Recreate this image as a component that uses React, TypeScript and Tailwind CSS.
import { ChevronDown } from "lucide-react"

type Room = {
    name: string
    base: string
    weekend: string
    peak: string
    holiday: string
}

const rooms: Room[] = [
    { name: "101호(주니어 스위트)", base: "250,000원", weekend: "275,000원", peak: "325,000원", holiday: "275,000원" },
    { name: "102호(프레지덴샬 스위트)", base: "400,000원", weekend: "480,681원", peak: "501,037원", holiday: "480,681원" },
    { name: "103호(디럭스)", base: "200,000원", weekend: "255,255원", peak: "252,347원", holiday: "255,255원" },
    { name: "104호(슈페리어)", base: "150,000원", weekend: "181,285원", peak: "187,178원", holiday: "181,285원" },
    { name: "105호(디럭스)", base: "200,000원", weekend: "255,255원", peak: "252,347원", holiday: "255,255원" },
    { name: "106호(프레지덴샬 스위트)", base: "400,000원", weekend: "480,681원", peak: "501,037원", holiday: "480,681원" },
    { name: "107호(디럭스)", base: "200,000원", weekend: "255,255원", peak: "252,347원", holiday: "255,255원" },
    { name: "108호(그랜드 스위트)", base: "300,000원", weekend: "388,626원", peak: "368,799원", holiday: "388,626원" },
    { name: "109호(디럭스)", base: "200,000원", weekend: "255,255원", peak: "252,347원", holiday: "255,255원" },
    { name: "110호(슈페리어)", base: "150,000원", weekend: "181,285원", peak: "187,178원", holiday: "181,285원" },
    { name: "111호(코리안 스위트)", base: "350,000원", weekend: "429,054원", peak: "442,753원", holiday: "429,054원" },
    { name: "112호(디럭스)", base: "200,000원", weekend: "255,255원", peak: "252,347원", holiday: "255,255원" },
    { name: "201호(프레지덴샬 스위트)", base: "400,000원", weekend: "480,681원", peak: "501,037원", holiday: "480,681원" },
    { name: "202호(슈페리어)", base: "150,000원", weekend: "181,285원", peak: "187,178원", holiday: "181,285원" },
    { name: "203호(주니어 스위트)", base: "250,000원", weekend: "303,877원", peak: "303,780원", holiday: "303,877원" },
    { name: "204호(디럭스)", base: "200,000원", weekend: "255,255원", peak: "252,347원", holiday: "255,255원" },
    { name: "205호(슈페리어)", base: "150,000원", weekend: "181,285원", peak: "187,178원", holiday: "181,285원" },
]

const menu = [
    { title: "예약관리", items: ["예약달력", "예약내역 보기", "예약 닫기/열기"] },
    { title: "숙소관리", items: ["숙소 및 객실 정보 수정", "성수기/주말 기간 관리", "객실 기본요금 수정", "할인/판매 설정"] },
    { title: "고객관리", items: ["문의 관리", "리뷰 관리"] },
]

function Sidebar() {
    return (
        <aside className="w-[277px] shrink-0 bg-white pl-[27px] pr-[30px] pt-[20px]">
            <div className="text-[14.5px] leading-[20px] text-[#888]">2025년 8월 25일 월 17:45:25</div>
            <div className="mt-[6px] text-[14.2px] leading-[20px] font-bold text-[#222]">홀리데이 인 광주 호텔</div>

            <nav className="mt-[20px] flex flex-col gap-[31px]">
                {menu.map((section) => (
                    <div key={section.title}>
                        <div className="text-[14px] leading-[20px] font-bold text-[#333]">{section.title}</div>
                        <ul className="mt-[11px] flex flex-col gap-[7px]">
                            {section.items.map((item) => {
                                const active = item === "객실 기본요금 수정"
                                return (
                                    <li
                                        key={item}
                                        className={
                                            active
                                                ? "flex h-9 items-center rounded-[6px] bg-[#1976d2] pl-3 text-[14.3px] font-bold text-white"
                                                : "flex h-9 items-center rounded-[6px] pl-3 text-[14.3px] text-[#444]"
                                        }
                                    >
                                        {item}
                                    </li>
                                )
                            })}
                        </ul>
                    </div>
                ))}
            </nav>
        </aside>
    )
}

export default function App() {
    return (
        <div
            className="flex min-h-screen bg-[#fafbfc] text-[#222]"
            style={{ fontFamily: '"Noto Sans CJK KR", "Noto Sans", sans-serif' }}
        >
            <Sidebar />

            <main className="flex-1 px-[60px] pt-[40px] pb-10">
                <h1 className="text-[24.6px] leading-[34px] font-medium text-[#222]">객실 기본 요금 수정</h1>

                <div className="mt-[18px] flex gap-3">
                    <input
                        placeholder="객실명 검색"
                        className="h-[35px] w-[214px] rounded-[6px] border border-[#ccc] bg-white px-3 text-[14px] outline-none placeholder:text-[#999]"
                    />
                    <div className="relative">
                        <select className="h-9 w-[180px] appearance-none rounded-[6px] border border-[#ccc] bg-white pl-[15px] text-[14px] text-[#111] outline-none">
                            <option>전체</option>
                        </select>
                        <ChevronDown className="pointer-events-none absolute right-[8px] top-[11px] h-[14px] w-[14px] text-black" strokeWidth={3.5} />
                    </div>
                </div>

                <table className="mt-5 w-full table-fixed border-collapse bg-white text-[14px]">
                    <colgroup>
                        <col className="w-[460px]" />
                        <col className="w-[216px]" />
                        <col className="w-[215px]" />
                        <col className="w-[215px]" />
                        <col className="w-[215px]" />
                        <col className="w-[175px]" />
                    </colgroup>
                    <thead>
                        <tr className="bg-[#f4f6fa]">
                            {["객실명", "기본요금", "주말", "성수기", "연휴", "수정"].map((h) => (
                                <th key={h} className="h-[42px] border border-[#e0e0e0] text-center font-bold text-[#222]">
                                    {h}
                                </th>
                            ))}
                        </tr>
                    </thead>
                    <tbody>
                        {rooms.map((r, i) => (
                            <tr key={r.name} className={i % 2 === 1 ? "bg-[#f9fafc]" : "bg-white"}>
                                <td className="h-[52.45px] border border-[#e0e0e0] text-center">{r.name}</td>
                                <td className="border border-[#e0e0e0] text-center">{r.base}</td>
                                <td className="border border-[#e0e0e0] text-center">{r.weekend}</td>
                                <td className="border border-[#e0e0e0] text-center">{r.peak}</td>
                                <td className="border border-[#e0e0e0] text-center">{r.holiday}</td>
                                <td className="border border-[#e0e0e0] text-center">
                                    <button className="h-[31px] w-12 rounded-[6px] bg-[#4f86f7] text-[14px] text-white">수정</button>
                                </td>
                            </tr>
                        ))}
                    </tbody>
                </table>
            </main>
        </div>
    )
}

· · · · ·

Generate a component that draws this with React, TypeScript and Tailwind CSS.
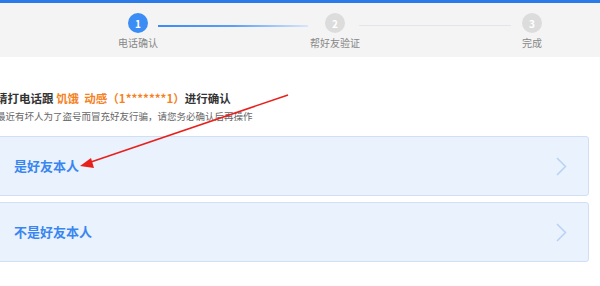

· · · · ·

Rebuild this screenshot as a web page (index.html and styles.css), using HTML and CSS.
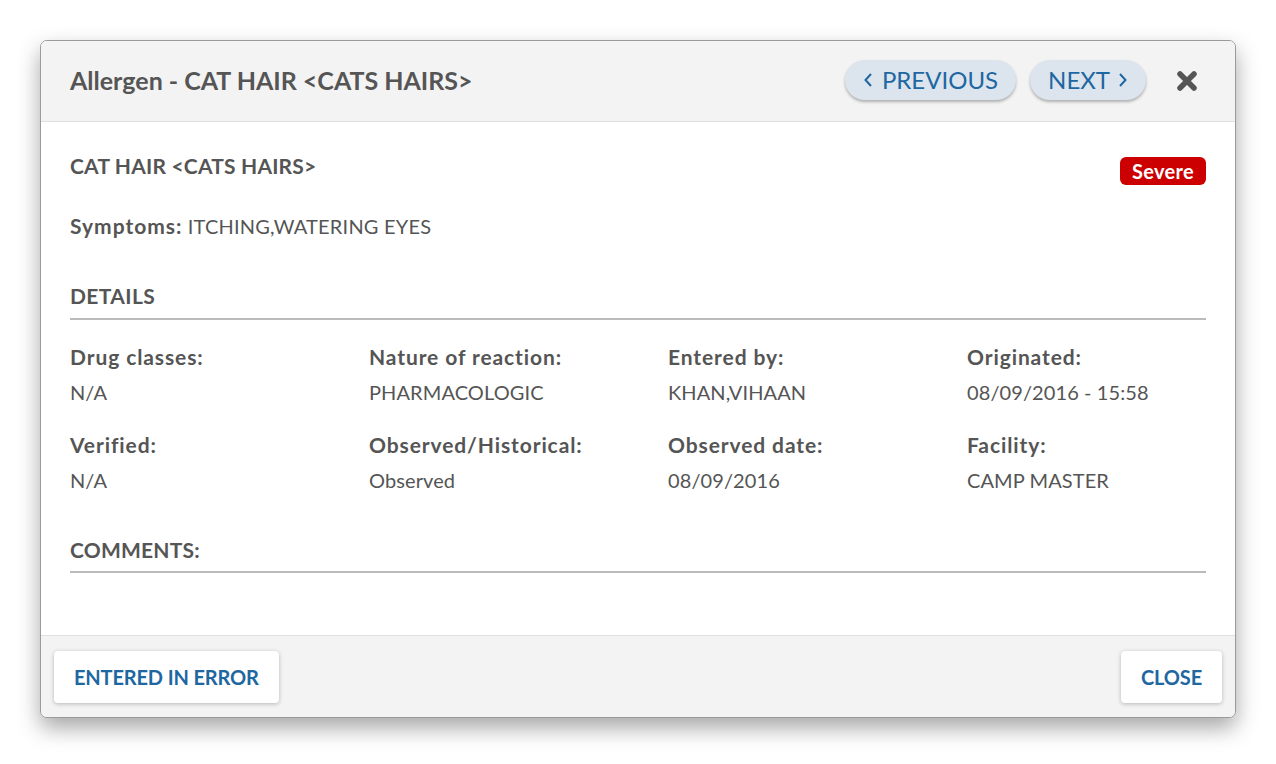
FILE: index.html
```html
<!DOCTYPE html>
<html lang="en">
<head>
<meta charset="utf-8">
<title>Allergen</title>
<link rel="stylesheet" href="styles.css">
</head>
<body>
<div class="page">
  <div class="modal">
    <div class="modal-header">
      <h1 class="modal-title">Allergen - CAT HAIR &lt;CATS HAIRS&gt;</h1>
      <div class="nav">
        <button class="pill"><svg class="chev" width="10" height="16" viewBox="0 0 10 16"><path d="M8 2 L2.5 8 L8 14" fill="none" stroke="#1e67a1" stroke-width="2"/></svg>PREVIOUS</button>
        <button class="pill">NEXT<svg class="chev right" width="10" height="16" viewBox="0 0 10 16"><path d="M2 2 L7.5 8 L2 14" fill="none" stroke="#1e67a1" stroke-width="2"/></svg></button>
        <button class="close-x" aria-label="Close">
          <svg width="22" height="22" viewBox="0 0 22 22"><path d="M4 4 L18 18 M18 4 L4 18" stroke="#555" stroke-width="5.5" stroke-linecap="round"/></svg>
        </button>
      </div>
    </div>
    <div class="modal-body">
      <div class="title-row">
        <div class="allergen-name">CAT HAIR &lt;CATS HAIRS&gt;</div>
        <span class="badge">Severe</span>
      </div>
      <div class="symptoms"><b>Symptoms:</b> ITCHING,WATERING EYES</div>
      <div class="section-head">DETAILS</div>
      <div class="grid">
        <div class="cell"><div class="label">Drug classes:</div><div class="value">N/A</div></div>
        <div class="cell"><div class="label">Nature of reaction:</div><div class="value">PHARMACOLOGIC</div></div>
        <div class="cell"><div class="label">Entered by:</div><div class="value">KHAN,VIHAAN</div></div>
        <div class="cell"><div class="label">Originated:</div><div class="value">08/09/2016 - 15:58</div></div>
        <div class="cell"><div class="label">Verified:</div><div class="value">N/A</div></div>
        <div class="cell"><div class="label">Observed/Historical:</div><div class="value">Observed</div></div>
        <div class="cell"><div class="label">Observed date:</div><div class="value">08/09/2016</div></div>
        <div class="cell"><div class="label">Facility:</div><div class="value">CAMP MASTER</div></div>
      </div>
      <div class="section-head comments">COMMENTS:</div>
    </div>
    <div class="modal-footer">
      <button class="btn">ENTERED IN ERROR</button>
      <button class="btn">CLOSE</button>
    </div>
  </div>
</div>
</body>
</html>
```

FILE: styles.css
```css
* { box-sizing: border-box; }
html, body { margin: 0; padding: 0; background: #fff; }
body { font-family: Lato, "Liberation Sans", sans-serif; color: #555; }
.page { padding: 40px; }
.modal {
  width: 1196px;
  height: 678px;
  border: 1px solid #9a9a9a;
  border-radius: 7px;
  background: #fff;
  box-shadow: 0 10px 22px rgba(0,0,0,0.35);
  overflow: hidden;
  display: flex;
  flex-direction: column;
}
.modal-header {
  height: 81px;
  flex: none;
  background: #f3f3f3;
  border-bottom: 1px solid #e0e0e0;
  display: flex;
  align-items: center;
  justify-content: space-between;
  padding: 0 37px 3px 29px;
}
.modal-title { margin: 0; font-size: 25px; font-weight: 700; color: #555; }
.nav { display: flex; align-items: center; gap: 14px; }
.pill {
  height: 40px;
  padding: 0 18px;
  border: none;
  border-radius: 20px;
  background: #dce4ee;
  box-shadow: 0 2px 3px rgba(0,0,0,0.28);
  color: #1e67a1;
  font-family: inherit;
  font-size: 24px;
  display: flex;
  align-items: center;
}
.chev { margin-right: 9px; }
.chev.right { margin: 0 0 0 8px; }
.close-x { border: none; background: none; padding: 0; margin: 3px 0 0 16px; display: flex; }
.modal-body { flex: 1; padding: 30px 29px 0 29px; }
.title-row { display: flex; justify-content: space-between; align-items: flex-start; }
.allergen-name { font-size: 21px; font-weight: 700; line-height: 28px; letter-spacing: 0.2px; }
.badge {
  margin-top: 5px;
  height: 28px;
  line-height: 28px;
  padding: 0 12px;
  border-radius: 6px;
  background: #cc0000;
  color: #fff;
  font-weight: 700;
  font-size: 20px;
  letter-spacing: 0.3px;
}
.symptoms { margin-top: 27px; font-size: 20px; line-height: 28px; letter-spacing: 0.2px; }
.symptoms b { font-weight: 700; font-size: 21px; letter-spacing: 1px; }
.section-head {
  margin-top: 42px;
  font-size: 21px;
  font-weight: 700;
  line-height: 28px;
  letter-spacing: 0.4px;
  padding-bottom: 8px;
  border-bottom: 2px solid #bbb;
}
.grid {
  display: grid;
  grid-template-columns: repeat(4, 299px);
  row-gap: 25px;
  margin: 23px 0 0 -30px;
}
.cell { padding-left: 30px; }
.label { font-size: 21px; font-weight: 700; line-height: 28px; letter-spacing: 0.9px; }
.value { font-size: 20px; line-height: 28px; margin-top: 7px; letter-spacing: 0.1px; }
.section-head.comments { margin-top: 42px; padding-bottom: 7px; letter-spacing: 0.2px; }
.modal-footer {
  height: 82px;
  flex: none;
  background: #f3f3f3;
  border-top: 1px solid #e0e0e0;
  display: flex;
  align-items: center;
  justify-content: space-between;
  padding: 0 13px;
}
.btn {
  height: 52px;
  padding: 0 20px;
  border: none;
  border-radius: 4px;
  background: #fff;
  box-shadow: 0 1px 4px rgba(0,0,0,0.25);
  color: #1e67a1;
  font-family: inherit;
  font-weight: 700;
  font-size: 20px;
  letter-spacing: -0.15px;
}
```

· · · · ·

▸ **To be done**
Each line in the listing above either holds the string "component" or does not; state how many do, giving the number only.

▸ **Full solution**
2